Goal
Omit any picture, and return the remaining data exactly as written.

Source data
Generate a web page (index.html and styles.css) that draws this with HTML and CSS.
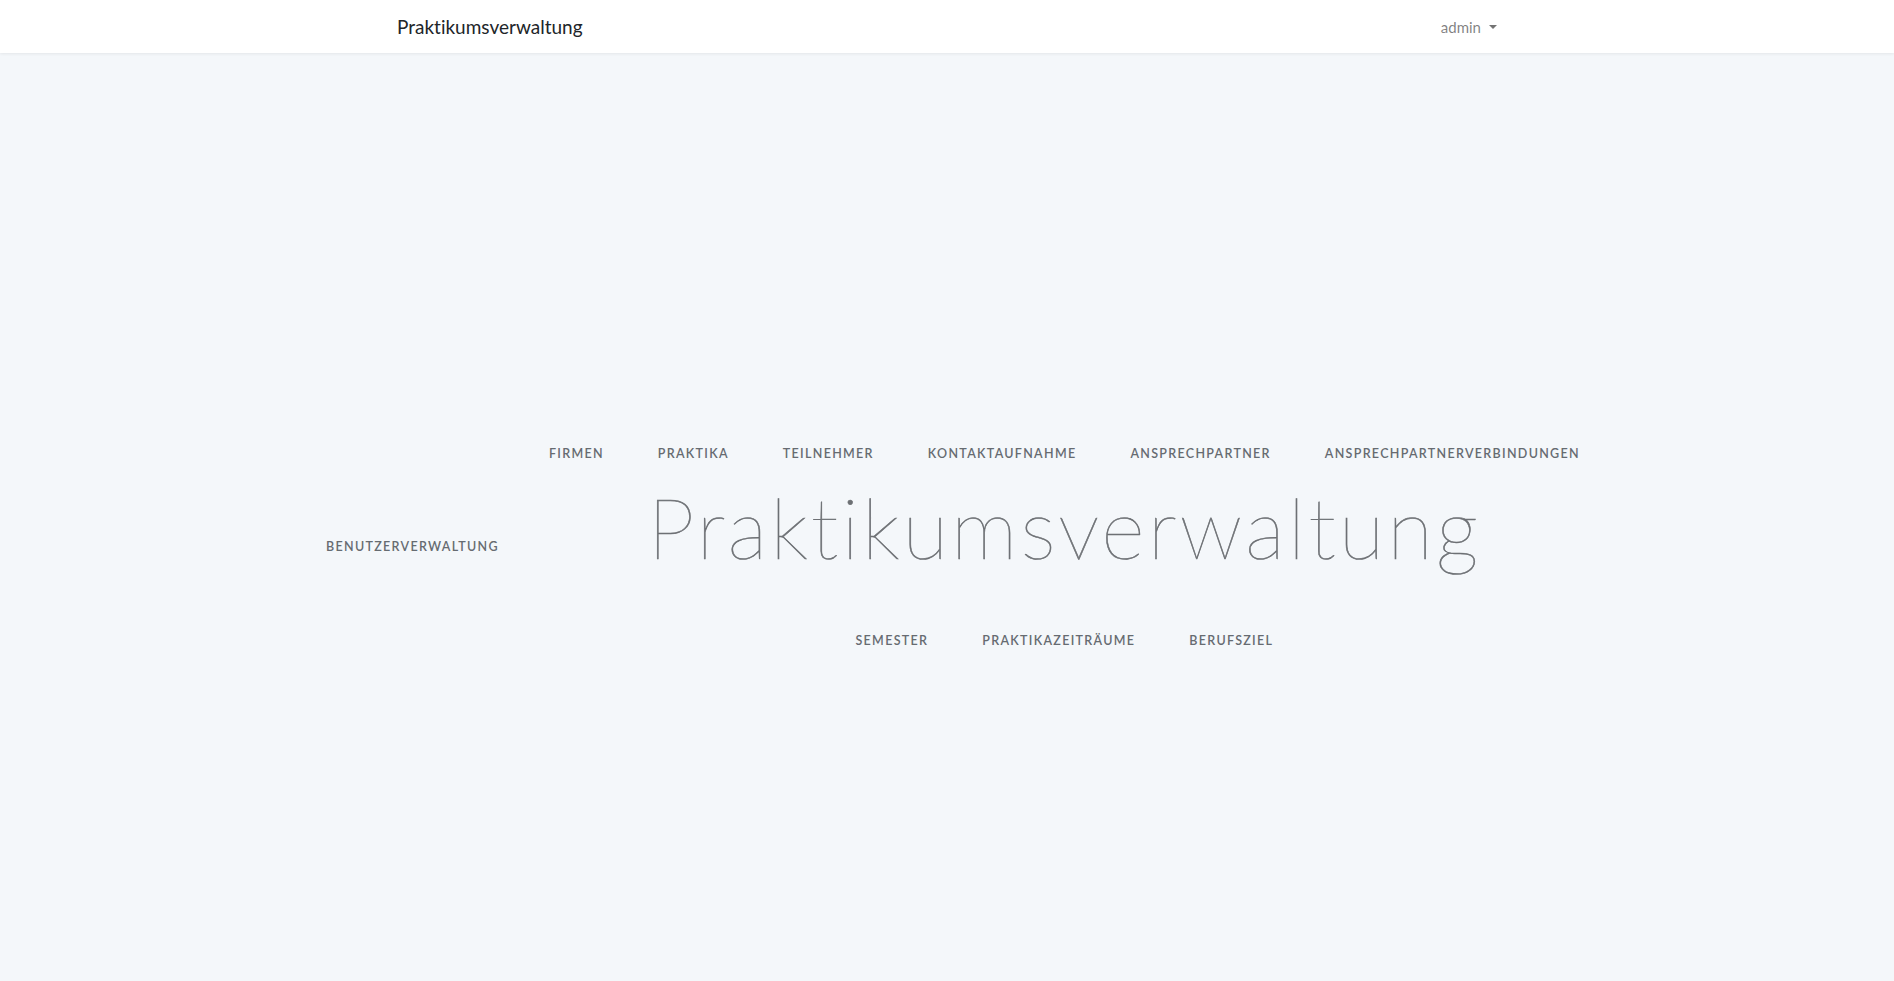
FILE: index.html
```html
<!DOCTYPE html>
<html lang="de">
<head>
<meta charset="utf-8">
<title>Praktikumsverwaltung</title>
<link rel="stylesheet" href="styles.css">
</head>
<body>
<header class="navbar">
  <div class="navbar-inner">
    <a class="brand" href="#">Praktikumsverwaltung</a>
    <a class="user" href="#">admin <span class="caret"></span></a>
  </div>
</header>
<main class="hero">
  <div class="menu">
    <a class="menu-link side-link" href="#">Benutzerverwaltung</a>
    <div class="center-col">
      <nav class="menu-row">
        <a class="menu-link" href="#">Firmen</a>
        <a class="menu-link" href="#">Praktika</a>
        <a class="menu-link" href="#">Teilnehmer</a>
        <a class="menu-link" href="#">Kontaktaufnahme</a>
        <a class="menu-link" href="#">Ansprechpartner</a>
        <a class="menu-link" href="#">Ansprechpartnerverbindungen</a>
      </nav>
      <h1 class="title">Praktikumsverwaltung</h1>
      <nav class="menu-row bottom-row">
        <a class="menu-link" href="#">Semester</a>
        <a class="menu-link" href="#">Praktikazeiträume</a>
        <a class="menu-link" href="#">Berufsziel</a>
      </nav>
    </div>
  </div>
</main>
</body>
</html>
```
FILE: styles.css
```css
* { box-sizing: border-box; }
html, body { margin: 0; padding: 0; }
body {
  background: #f4f7fa;
  font-family: "Lato", "Noto Sans", sans-serif;
  color: #212529;
  min-height: 981px;
  font-variant-ligatures: none;
}
a { text-decoration: none; }

.navbar {
  background: #ffffff;
  height: 53px;
  box-shadow: 0 1px 3px rgba(0, 0, 0, 0.07);
  position: relative;
  z-index: 1;
}
.navbar-inner {
  max-width: 1140px;
  height: 100%;
  margin: 0 auto;
  padding: 0 20px;
  display: flex;
  align-items: center;
  justify-content: space-between;
}
.brand {
  font-size: 19px;
  color: #212529;
  font-weight: 400;
}
.user {
  font-size: 15px;
  color: rgba(0, 0, 0, 0.5);
  display: flex;
  align-items: center;
  gap: 8px;
}
.caret {
  width: 0;
  height: 0;
  border-top: 4px solid rgba(0, 0, 0, 0.55);
  border-left: 4px solid transparent;
  border-right: 4px solid transparent;
}

.hero {
  min-height: 928px;
  padding-top: 60px;
  padding-left: 12px;
  display: flex;
  align-items: center;
  justify-content: center;
}
.menu {
  display: flex;
  align-items: center;
}
.center-col {
  display: flex;
  flex-direction: column;
  align-items: center;
}
.menu-row {
  display: flex;
}
.menu-link {
  display: block;
  padding: 0 27px;
  font-size: 12.5px;
  line-height: 20px;
  font-weight: 600;
  letter-spacing: 1.3px;
  text-transform: uppercase;
  color: #666b71;
}
.side-link {
  margin-right: -4px;
}
.title {
  margin: 21px 0 0;
  font-size: 84px;
  line-height: 1;
  font-weight: 200;
  letter-spacing: 3px;
  color: #6d7074;
  -webkit-text-stroke: 0.6px #6d7074;
}
.bottom-row {
  margin-top: 62px;
}
```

Finished answer
Generate a web page (index.html and styles.css) that draws this with HTML and CSS.
FILE: index.html
```html
<!DOCTYPE html>
<html lang="de">
<head>
<meta charset="utf-8">
<title>Praktikumsverwaltung</title>
<link rel="stylesheet" href="styles.css">
</head>
<body>
<header class="navbar">
  <div class="navbar-inner">
    <a class="brand" href="#">Praktikumsverwaltung</a>
    <a class="user" href="#">admin <span class="caret"></span></a>
  </div>
</header>
<main class="hero">
  <div class="menu">
    <a class="menu-link side-link" href="#">Benutzerverwaltung</a>
    <div class="center-col">
      <nav class="menu-row">
        <a class="menu-link" href="#">Firmen</a>
        <a class="menu-link" href="#">Praktika</a>
        <a class="menu-link" href="#">Teilnehmer</a>
        <a class="menu-link" href="#">Kontaktaufnahme</a>
        <a class="menu-link" href="#">Ansprechpartner</a>
        <a class="menu-link" href="#">Ansprechpartnerverbindungen</a>
      </nav>
      <h1 class="title">Praktikumsverwaltung</h1>
      <nav class="menu-row bottom-row">
        <a class="menu-link" href="#">Semester</a>
        <a class="menu-link" href="#">Praktikazeiträume</a>
        <a class="menu-link" href="#">Berufsziel</a>
      </nav>
    </div>
  </div>
</main>
</body>
</html>
```
FILE: styles.css
```css
* { box-sizing: border-box; }
html, body { margin: 0; padding: 0; }
body {
  background: #f4f7fa;
  font-family: "Lato", "Noto Sans", sans-serif;
  color: #212529;
  min-height: 981px;
  font-variant-ligatures: none;
}
a { text-decoration: none; }

.navbar {
  background: #ffffff;
  height: 53px;
  box-shadow: 0 1px 3px rgba(0, 0, 0, 0.07);
  position: relative;
  z-index: 1;
}
.navbar-inner {
  max-width: 1140px;
  height: 100%;
  margin: 0 auto;
  padding: 0 20px;
  display: flex;
  align-items: center;
  justify-content: space-between;
}
.brand {
  font-size: 19px;
  color: #212529;
  font-weight: 400;
}
.user {
  font-size: 15px;
  color: rgba(0, 0, 0, 0.5);
  display: flex;
  align-items: center;
  gap: 8px;
}
.caret {
  width: 0;
  height: 0;
  border-top: 4px solid rgba(0, 0, 0, 0.55);
  border-left: 4px solid transparent;
  border-right: 4px solid transparent;
}

.hero {
  min-height: 928px;
  padding-top: 60px;
  padding-left: 12px;
  display: flex;
  align-items: center;
  justify-content: center;
}
.menu {
  display: flex;
  align-items: center;
}
.center-col {
  display: flex;
  flex-direction: column;
  align-items: center;
}
.menu-row {
  display: flex;
}
.menu-link {
  display: block;
  padding: 0 27px;
  font-size: 12.5px;
  line-height: 20px;
  font-weight: 600;
  letter-spacing: 1.3px;
  text-transform: uppercase;
  color: #666b71;
}
.side-link {
  margin-right: -4px;
}
.title {
  margin: 21px 0 0;
  font-size: 84px;
  line-height: 1;
  font-weight: 200;
  letter-spacing: 3px;
  color: #6d7074;
  -webkit-text-stroke: 0.6px #6d7074;
}
.bottom-row {
  margin-top: 62px;
}
```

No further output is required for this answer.